▶ [EXTRACTED ENTRIES]
--

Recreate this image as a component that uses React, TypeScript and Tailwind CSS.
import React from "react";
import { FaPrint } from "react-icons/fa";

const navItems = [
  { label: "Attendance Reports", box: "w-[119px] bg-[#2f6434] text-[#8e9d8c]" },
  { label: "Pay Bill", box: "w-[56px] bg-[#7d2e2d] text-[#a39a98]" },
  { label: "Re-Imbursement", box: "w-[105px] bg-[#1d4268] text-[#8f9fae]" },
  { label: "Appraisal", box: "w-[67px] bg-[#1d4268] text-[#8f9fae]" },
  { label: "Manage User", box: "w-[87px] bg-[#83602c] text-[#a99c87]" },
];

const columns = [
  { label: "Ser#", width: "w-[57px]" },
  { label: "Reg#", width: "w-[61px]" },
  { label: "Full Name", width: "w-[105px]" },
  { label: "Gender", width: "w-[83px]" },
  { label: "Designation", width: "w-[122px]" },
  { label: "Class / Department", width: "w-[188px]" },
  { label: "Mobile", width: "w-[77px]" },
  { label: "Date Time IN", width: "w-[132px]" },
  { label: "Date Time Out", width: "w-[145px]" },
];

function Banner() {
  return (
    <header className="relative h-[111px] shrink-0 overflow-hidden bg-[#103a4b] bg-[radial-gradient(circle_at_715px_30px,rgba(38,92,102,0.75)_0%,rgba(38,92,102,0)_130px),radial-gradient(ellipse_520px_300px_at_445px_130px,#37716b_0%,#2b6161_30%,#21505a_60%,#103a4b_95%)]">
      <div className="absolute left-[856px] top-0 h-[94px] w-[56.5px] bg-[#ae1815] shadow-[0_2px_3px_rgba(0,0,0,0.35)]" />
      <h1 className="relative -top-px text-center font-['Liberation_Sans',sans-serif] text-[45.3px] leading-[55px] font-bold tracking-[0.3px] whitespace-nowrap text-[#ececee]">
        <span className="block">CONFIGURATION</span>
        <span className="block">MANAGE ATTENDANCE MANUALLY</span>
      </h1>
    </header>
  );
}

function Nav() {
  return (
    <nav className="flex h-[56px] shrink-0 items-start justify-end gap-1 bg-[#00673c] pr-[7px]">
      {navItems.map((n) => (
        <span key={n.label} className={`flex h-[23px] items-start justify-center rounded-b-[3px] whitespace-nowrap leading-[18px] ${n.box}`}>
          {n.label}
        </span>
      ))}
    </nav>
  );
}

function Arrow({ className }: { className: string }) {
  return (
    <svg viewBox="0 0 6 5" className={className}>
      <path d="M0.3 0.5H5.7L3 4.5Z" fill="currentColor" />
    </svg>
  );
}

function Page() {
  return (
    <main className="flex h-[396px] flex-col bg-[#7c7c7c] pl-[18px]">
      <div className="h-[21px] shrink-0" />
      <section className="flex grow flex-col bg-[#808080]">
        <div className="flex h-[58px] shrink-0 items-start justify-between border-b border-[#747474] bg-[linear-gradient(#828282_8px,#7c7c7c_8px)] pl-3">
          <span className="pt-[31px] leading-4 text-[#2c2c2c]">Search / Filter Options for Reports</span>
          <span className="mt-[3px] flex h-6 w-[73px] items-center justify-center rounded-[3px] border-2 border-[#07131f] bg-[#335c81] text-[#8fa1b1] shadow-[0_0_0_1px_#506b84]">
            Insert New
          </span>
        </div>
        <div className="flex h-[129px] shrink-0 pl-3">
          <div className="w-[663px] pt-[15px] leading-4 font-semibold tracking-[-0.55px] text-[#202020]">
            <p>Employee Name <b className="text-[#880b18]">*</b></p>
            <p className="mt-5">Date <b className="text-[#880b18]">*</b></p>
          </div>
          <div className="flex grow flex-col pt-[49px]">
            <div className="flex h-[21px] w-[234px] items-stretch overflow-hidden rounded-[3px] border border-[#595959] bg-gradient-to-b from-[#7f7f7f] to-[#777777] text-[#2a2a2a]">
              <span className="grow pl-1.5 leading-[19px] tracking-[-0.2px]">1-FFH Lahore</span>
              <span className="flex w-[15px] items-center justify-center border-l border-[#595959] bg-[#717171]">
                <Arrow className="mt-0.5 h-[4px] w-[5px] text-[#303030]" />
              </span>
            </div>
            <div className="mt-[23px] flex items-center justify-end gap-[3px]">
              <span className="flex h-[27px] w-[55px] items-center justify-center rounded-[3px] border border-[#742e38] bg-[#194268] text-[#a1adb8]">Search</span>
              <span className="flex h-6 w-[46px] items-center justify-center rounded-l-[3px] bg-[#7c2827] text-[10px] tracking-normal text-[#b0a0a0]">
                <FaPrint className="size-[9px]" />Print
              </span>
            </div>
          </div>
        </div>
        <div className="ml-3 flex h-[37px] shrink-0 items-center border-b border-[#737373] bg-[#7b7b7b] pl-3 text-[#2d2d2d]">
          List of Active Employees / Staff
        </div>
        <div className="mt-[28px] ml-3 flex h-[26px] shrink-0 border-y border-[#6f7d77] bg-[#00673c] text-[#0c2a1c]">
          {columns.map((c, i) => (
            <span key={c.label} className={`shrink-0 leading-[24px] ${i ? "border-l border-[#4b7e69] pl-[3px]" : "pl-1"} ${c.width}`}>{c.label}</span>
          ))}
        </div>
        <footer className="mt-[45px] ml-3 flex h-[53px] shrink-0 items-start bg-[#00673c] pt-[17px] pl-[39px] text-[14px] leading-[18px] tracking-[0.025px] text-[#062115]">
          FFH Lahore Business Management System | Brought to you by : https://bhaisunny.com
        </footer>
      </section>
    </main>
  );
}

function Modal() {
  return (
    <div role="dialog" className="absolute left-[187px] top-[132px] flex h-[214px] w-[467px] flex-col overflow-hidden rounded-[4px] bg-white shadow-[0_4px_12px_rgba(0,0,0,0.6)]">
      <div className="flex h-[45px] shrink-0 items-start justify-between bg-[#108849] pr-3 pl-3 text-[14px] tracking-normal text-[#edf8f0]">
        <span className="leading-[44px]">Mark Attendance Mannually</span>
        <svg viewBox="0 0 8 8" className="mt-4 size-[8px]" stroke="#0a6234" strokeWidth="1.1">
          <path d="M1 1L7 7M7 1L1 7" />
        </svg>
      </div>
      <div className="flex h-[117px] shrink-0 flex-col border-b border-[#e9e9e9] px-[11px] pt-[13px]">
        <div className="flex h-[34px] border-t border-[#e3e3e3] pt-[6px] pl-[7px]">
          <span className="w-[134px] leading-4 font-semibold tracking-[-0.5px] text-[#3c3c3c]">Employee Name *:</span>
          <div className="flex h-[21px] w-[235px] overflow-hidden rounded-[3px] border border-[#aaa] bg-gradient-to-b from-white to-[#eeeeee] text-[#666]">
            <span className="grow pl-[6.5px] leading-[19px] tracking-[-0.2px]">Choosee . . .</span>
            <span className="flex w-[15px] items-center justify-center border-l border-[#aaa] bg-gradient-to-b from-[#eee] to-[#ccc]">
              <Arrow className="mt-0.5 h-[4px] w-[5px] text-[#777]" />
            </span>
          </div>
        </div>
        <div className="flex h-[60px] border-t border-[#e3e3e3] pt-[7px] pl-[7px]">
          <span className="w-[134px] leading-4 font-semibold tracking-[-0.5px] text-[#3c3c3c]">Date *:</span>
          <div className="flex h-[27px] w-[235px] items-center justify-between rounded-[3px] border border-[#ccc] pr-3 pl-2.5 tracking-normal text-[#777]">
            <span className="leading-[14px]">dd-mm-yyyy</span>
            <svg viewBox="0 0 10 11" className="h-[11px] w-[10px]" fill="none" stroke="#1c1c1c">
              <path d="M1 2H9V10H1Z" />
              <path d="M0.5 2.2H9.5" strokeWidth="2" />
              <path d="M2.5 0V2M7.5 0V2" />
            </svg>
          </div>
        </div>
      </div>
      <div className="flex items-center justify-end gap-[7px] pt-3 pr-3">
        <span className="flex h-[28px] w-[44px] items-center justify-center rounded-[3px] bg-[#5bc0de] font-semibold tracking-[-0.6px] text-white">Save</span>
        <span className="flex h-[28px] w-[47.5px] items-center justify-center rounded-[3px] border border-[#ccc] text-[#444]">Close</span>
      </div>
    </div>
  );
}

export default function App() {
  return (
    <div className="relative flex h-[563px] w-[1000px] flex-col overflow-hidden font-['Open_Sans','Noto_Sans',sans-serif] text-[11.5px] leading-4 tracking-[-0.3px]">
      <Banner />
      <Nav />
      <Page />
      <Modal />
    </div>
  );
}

--

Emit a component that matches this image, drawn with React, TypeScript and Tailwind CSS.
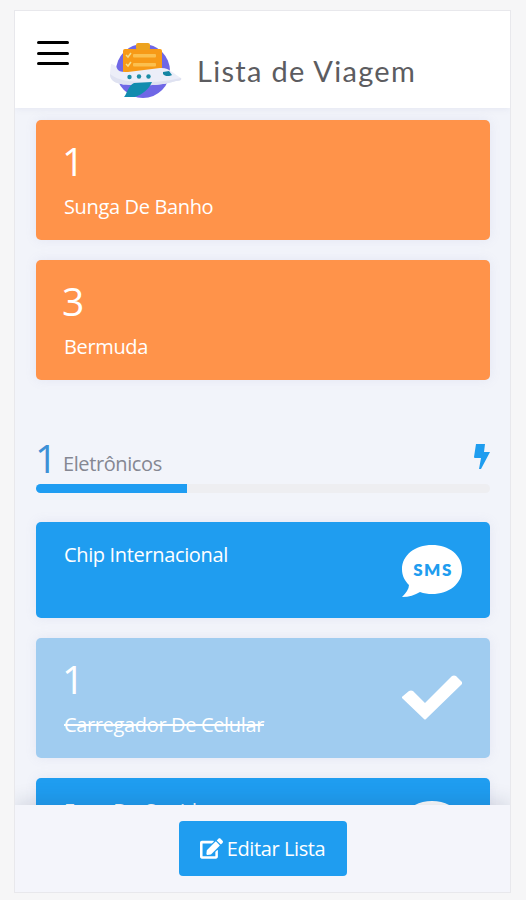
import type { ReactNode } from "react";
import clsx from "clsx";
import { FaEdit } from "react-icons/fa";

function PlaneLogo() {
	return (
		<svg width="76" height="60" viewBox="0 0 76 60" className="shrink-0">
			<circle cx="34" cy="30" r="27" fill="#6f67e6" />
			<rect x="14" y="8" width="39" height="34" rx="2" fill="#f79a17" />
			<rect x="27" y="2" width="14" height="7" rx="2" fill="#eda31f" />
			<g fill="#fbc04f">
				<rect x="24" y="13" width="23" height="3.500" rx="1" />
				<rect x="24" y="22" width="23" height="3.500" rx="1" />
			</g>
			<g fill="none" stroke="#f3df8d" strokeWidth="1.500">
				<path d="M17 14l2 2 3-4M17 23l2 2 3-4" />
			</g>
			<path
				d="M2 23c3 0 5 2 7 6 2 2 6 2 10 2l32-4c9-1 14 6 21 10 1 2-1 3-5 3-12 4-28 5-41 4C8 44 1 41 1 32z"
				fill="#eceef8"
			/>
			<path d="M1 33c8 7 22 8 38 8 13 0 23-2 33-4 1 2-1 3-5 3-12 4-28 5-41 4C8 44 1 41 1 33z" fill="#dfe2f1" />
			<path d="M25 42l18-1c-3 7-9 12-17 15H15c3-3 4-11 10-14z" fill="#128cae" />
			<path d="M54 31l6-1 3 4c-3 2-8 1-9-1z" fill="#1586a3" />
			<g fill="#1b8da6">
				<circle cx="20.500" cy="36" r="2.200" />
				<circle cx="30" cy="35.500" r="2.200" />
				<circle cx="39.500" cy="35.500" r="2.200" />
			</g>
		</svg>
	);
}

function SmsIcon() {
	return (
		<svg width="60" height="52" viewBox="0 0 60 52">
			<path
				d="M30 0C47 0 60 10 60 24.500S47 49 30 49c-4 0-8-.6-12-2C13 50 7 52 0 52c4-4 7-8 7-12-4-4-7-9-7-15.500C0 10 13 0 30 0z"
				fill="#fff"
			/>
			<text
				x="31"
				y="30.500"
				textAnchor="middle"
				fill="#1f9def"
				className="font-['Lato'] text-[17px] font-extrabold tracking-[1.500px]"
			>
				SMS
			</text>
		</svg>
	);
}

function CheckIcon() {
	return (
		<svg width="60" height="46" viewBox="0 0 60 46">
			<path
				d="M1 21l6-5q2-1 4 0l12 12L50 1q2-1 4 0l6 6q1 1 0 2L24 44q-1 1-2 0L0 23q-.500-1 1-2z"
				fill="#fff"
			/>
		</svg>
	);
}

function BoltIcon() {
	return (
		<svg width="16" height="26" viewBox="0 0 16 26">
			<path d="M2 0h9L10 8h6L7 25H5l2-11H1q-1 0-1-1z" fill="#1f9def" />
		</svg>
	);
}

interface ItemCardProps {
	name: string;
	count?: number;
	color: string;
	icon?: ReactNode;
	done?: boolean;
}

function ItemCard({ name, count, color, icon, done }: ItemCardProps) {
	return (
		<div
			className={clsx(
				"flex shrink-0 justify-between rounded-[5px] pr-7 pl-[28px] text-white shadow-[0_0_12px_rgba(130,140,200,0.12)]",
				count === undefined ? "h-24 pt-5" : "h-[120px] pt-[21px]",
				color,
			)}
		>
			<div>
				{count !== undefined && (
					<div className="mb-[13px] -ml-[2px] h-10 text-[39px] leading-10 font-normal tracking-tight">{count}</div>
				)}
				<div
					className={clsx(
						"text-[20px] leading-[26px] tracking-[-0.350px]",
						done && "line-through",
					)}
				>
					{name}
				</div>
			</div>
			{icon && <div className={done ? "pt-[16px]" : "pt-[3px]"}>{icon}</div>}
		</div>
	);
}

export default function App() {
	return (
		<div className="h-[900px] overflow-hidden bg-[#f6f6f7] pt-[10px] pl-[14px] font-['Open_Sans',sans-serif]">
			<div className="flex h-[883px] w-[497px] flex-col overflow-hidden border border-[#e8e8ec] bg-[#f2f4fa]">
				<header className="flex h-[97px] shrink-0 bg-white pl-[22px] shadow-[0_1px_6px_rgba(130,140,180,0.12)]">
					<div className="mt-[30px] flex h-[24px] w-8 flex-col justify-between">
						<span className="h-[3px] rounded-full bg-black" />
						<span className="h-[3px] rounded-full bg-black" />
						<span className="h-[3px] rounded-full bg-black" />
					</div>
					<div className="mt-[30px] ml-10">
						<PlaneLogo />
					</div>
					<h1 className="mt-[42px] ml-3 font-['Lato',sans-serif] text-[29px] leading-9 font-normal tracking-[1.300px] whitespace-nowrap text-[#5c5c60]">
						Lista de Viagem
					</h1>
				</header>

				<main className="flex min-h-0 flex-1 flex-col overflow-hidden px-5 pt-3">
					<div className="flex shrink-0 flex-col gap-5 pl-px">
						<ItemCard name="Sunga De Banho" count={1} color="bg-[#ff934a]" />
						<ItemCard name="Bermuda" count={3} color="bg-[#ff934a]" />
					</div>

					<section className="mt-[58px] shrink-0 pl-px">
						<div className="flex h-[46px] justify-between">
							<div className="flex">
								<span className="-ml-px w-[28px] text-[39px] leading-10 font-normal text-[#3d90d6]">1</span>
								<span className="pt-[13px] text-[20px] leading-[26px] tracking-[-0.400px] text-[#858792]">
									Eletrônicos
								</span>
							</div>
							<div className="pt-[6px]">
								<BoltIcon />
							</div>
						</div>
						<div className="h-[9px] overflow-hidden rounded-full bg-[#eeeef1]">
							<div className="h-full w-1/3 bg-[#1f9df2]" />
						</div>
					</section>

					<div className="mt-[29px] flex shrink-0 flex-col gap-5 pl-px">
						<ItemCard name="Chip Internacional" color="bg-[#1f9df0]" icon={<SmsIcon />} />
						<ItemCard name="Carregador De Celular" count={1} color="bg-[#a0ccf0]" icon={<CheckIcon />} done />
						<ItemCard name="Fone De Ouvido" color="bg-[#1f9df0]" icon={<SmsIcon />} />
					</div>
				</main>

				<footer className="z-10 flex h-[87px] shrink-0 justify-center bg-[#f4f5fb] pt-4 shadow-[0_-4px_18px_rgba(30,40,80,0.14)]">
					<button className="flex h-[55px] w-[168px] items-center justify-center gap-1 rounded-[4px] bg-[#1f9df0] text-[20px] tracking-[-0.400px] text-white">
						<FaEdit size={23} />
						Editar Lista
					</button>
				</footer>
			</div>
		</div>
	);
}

--

▶ [PROBLEM STATEMENT] Pick out every line holding the string "image" and return it.

▶ [SOLUTION FOR THIS TASK]
Recreate this image as a component that uses React, TypeScript and Tailwind CSS.
Emit a component that matches this image, drawn with React, TypeScript and Tailwind CSS.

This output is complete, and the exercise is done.